In this fast paced economy (well, it’s picking up anyway!), clients need instant (right) answers to assist in navigating complex workplace scenarios that involve monitoring, reviewing, and accessing employees’ electronic communications.  In other words, employers sometimes demand the legal right to snoop.  Let’s consider a few increasingly common scenarios that may involve a client’s legitimate business interests to snoop on employee electronic communications. 

  1. Trade Secret Theft.  Your client calls your firm in a panic and informs you that they just learned a key employee has emailed 100s of proprietary documents to his personal Gmail account and the company believes the employee is intending to resign to work for a direct competitor.  Your client asks whether they can demand the employee turnover his Gmail account password so the IT department can take immediate measures to ensure the information is not electronically transmitted to third party competitors or elsewhere.   What do you tell them? 
  2. Facebook Defamation.  As a legal practitioner, your clients (or your own firm) will inevitably encounter the situation where an employee has posted negative, inflammatory and slanderous statements on facebook about the Company’s upper level management.  Does the law permit employers to demand employee’s social media passwords to access and review the potentially defamatory and untrue statements? 
  3. Harassment.  Sexual harassment continues to be a common workplace issue, which increasingly involves the use of illicit text messages, photo shares, and emails on both company and personal electronic communication devices.

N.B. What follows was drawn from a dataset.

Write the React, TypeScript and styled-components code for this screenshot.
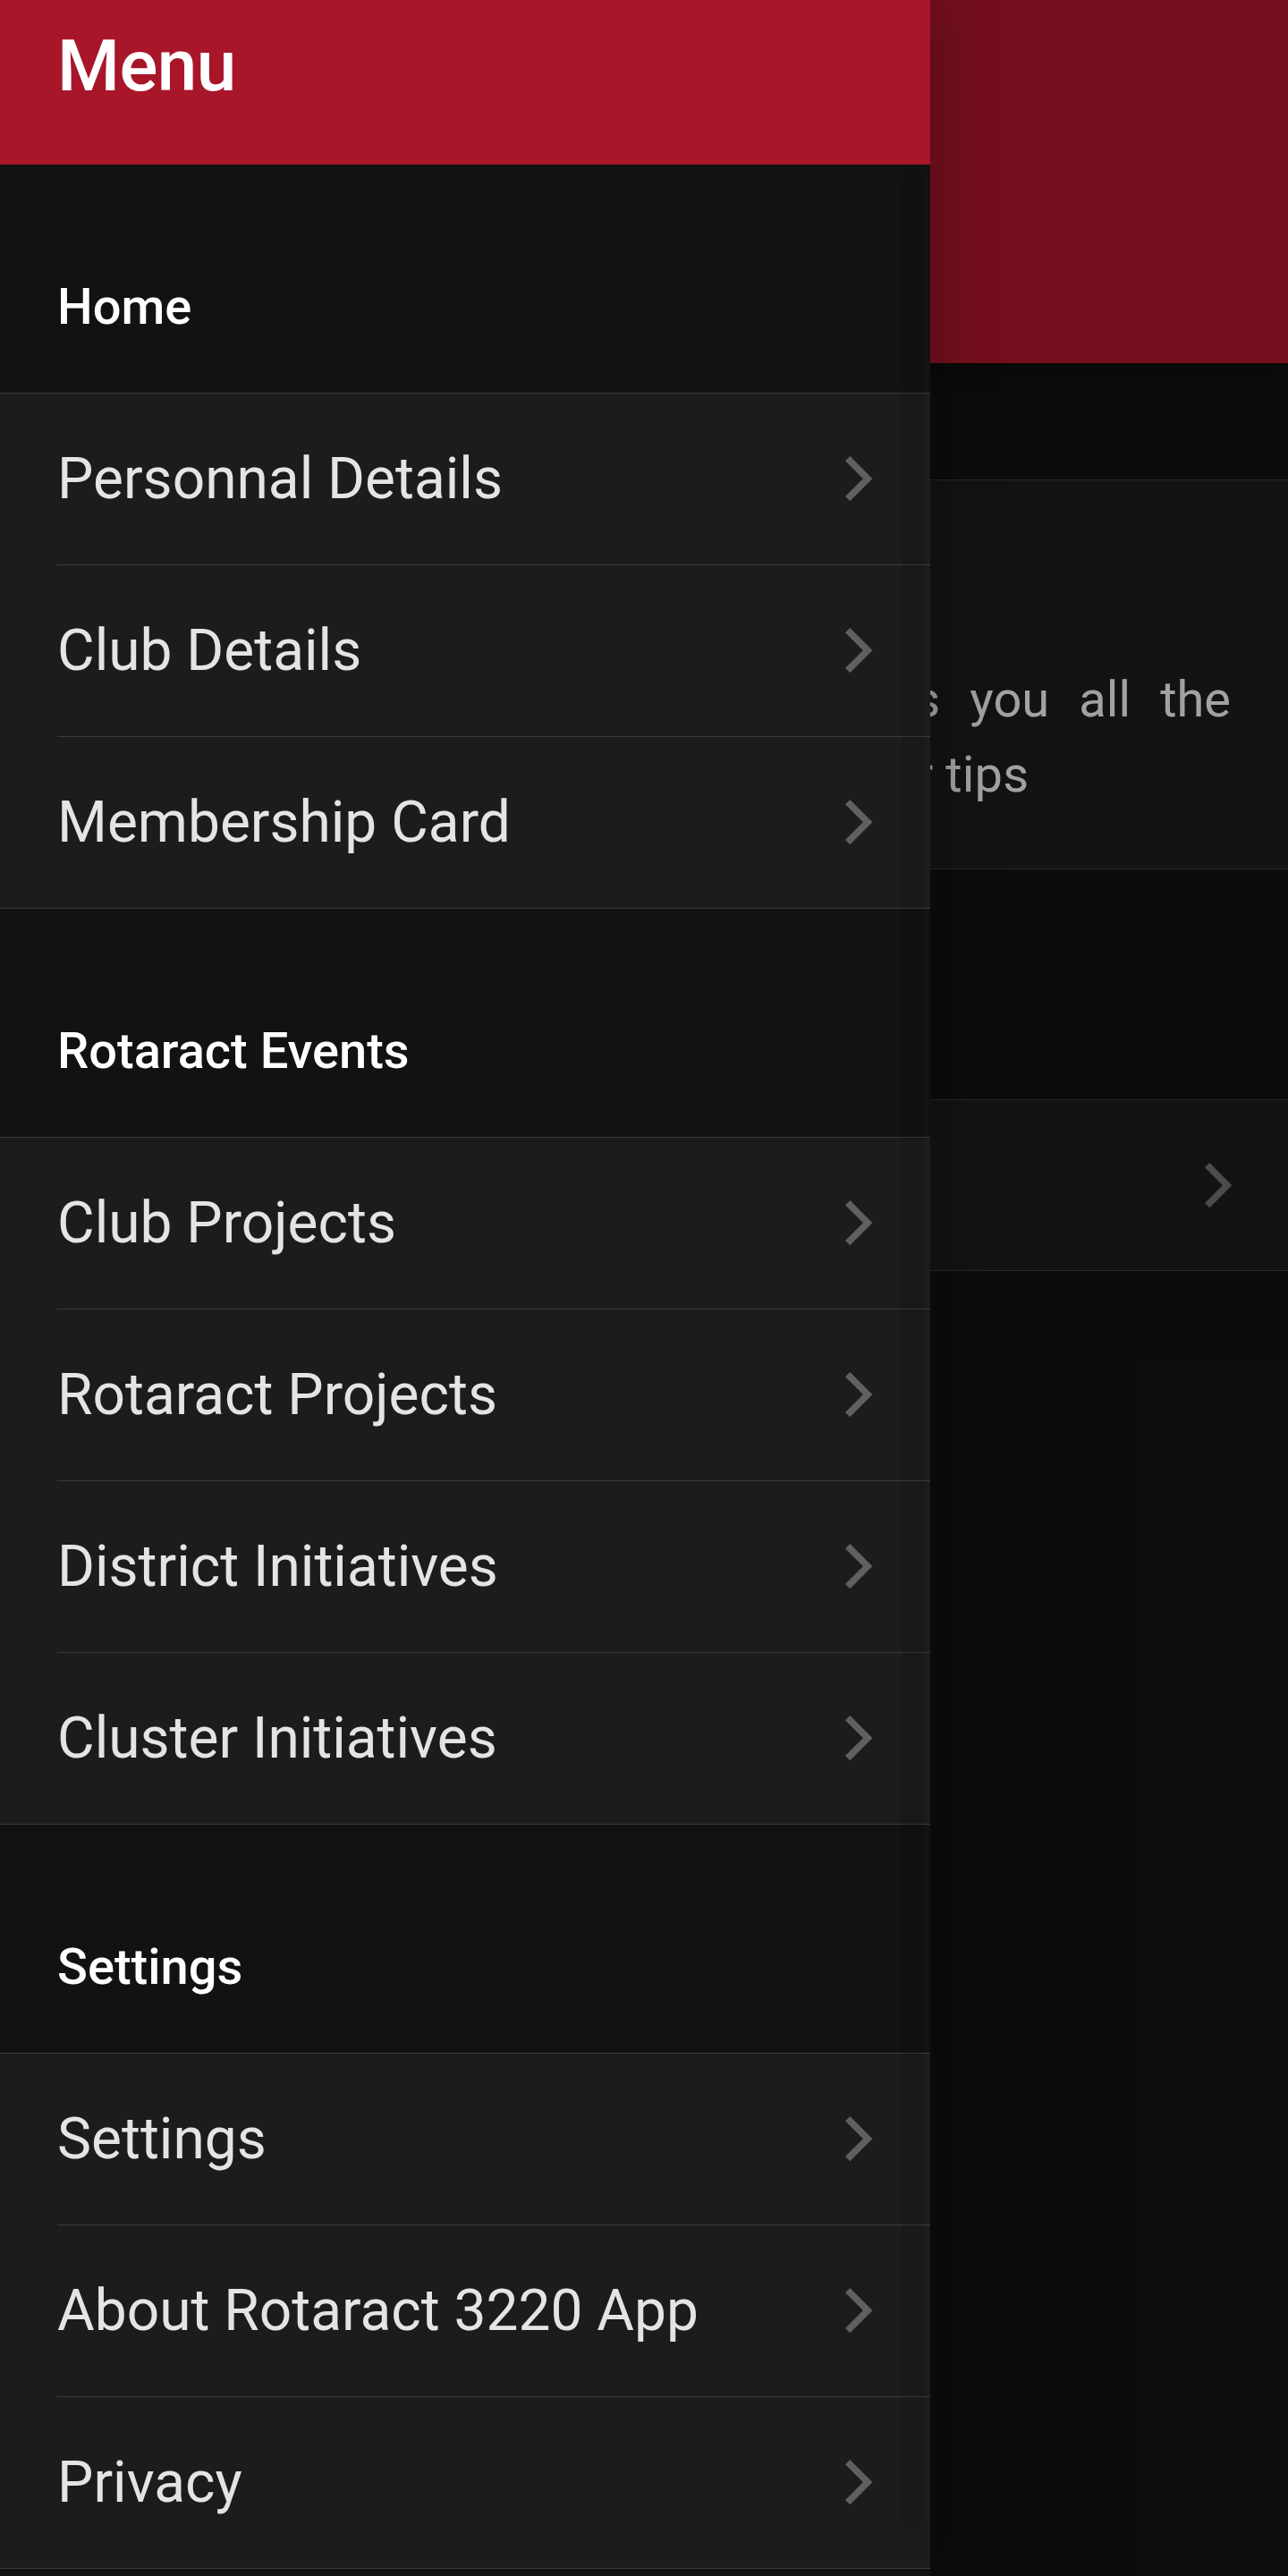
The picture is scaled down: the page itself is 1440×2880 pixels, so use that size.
import React from "react";
import styled, { createGlobalStyle } from "styled-components";

const GlobalStyle = createGlobalStyle`
  html, body {
    margin: 0;
    padding: 0;
    background: #121212;
  }
  * { box-sizing: border-box; }
`;

const Screen = styled.div`
  position: relative;
  width: 1440px;
  height: 2880px;
  overflow: hidden;
  background: #121212;
  font-family: Roboto, "Liberation Sans", Arial, sans-serif;
`;

/* ---------- underlying page (dimmed behind the menu) ---------- */

const PageHeader = styled.header`
  position: relative;
  z-index: 1;
  height: 406px;
  background: #a8162a;
  box-shadow: 0 8px 24px rgba(0, 0, 0, 0.35);
`;

const PageBody = styled.main`
  padding-top: 130px;
`;

const Card = styled.section`
  background: #1c1c1c;
  border-top: 1px solid #3a3a3a;
  border-bottom: 1px solid #3a3a3a;
  padding: 203px 64px 63px;
`;

const CardText = styled.p`
  margin: 0;
  font-size: 56px;
  line-height: 84px;
  color: #e8e8e8;
`;

const TextLine = styled.span<{ $justify?: boolean }>`
  display: block;
  text-align: ${(p) => (p.$justify ? "justify" : "left")};
  text-align-last: ${(p) => (p.$justify ? "justify" : "left")};
  letter-spacing: ${(p) => (p.$justify ? "0" : "0.15px")};
`;

const PageGap = styled.div`
  height: 257px;
`;

const PageRow = styled.div`
  height: 192px;
  background: #1c1c1c;
  border-top: 1px solid #3a3a3a;
  border-bottom: 1px solid #3a3a3a;
  display: flex;
  align-items: center;
  justify-content: flex-end;
  padding: 0 63px 0 64px;
`;

const Backdrop = styled.div`
  position: absolute;
  inset: 0;
  z-index: 5;
  background: rgba(0, 0, 0, 0.3);
`;

/* ---------- drawer ---------- */

const Drawer = styled.nav`
  position: absolute;
  left: 0;
  top: 0;
  z-index: 10;
  width: 1040px;
  height: 2880px;
  background: #121212;
  box-shadow: 16px 0 64px rgba(0, 0, 0, 0.22);
  display: flex;
  flex-direction: column;
`;

const DrawerHeader = styled.div`
  height: 184px;
  flex: none;
  background: #a8162a;
  padding: 34px 64px 0;
`;

const DrawerTitle = styled.h1`
  margin: 0;
  font-size: 80px;
  line-height: 80px;
  font-weight: 500;
  color: #ffffff;
  letter-spacing: -0.5px;
`;

const ScrollThumb = styled.div`
  position: absolute;
  top: 190px;
  left: 1008px;
  width: 24px;
  height: 2637px;
  border-radius: 12px;
  background: rgba(0, 0, 0, 0.1);
  pointer-events: none;
`;

const SectionHeader = styled.div`
  height: 255px;
  display: flex;
  align-items: flex-end;
  padding: 0 64px 68px;
  font-size: 56px;
  line-height: 56px;
  font-weight: 500;
  color: #ffffff;
`;

const Group = styled.ul`
  list-style: none;
  margin: 0;
  padding: 0;
  border-top: 1px solid #3a3a3a;
`;

const Row = styled.li<{ $last?: boolean }>`
  height: 192px;
  padding-left: 64px;
  background: #1c1c1c;
  border-bottom: ${(p) => (p.$last ? "1px solid #3a3a3a" : "none")};
`;

const RowInner = styled.div<{ $last?: boolean }>`
  height: 100%;
  display: flex;
  align-items: center;
  justify-content: space-between;
  padding-right: 65px;
  border-bottom: ${(p) => (p.$last ? "none" : "1px solid #3a3a3a")};
`;

const RowLabel = styled.span`
  font-size: 64px;
  color: #e4e4e4;
  white-space: nowrap;
`;

const ChevronSvg = styled.svg<{ $color: string }>`
  flex: none;
  width: 30.5px;
  height: 50.3px;
  color: ${(p) => p.$color};
`;

const Chevron = ({ color = "#606060" }: { color?: string }) => (
  <ChevronSvg $color={color} viewBox="167 95 195 322" aria-hidden="true">
    <polyline
      points="184 112 328 256 184 400"
      fill="none"
      stroke="currentColor"
      strokeWidth="48"
      strokeLinecap="butt"
      strokeLinejoin="miter"
    />
  </ChevronSvg>
);

const sections: { title: string; items: string[] }[] = [
  { title: "Home", items: ["Personnal Details", "Club Details", "Membership Card"] },
  {
    title: "Rotaract Events",
    items: ["Club Projects", "Rotaract Projects", "District Initiatives", "Cluster Initiatives"],
  },
  { title: "Settings", items: ["Settings", "About Rotaract 3220 App", "Privacy"] },
];

export default function App() {
  return (
    <>
      <GlobalStyle />
      <Screen>
        <PageHeader />
        <PageBody>
          <Card>
            <CardText>
              <TextLine $justify>The official Rotaract 3220 app gives you all the</TextLine>
              <TextLine>latest news, updates, events, plus other tips</TextLine>
            </CardText>
          </Card>
          <PageGap />
          <PageRow>
            <Chevron color="#6e6e6e" />
          </PageRow>
        </PageBody>
        <Backdrop />

        <Drawer>
          <DrawerHeader>
            <DrawerTitle>Menu</DrawerTitle>
          </DrawerHeader>
          {sections.map((s) => (
            <div key={s.title}>
              <SectionHeader>{s.title}</SectionHeader>
              <Group>
                {s.items.map((item, i) => {
                  const last = i === s.items.length - 1;
                  return (
                    <Row key={item} $last={last}>
                      <RowInner $last={last}>
                        <RowLabel>{item}</RowLabel>
                        <Chevron />
                      </RowInner>
                    </Row>
                  );
                })}
              </Group>
            </div>
          ))}
          <ScrollThumb />
        </Drawer>
      </Screen>
    </>
  );
}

Your clients might call you for guidance on conducting an internal sexual harassment investigation that purportedly involves salacious text messages sent from the harasser’s phone and emails sent from the harasser’s email account.  Is your client permitted to require the harasser or the victim to turn over their devices or the passwords to the devices to cooperate in the investigation?  What if they refuse?  Can employer’s demand access to the text messages, or inappropriate emails?

Utah’s Internet Employment Privacy Act  (“IEPA”)

To advise clients in handling the above scenarios, practitioners must have an understanding of the scope and limits of the IEPA.  Approximately one year ago, Governor Herbert signed into law the Internet Employment Privacy Act (“IEPA” or the “Act”).  Utah Code Ann. §§ 34-48-101 to 301 (LexisNexis 2013).  Utah is one of 12 states that passed legislation governing employer’s rights to request personal Internet account passwords from job applicants or employees, and employer’s rights to review applicant’s and employee’s electronic communications.  Utah’s Congress enacted this legislation in the wake of several high profile stories relating to employers demanding job applicant’s social media passwords in a pre-hire background check scenario. 

Applies to All Utah Employers

The IEPA applies to all private and public employers that have “one or more workers or operators employed in the same business, or in or about the same establishment, under any contract of hire, express or implied, oral or written.”  Utah Code Ann. § 34-48-102(2).  While not explicit, the enacted language appears broad enough to apply to employees and independent contractors alike. 

General Employer Snooping Prohibitions

Under the IEPA, employers may not: “request an employee or an applicant for employment to disclose a username and password, or a password that allows access to the employee's or applicant's personal Internet account.”   Utah Code Ann. § 34-48-201(1).  The IEPA expressly prohibits employers from taking adverse action, i.e., failing to hire, terminating, discriminating, disciplining or in any way penalizing, against applicants or employees for refusing to disclose personal Internet account passwords or access.  Utah Code Ann. § 34-48-201(2).  The Act defines “personal Internet account” as an “online account that is used by an employee or applicant exclusively for personal communications unrelated to any business purpose of the employer.”   Utah Code Ann. § 34-48-102(4)(a).  The Act further clarifies that a personal Internet account “does not include an account created, maintained, used, or accessed by an employee or applicant for business related communications or for a business purpose of the employer.”   Utah Code Ann. § 34-48-102(4)(b).  The plain language of the IEPA (and that is all we have at this point since there is not a single judicial decision interpreting or discussing the intent of the statute) only prohibits employers from accessing applicant’s or employee’s personal Internet accounts, i.e., email, voicemail, text messages, and social media accounts, that are used exclusively for personal communications and that do not concern the business of the company.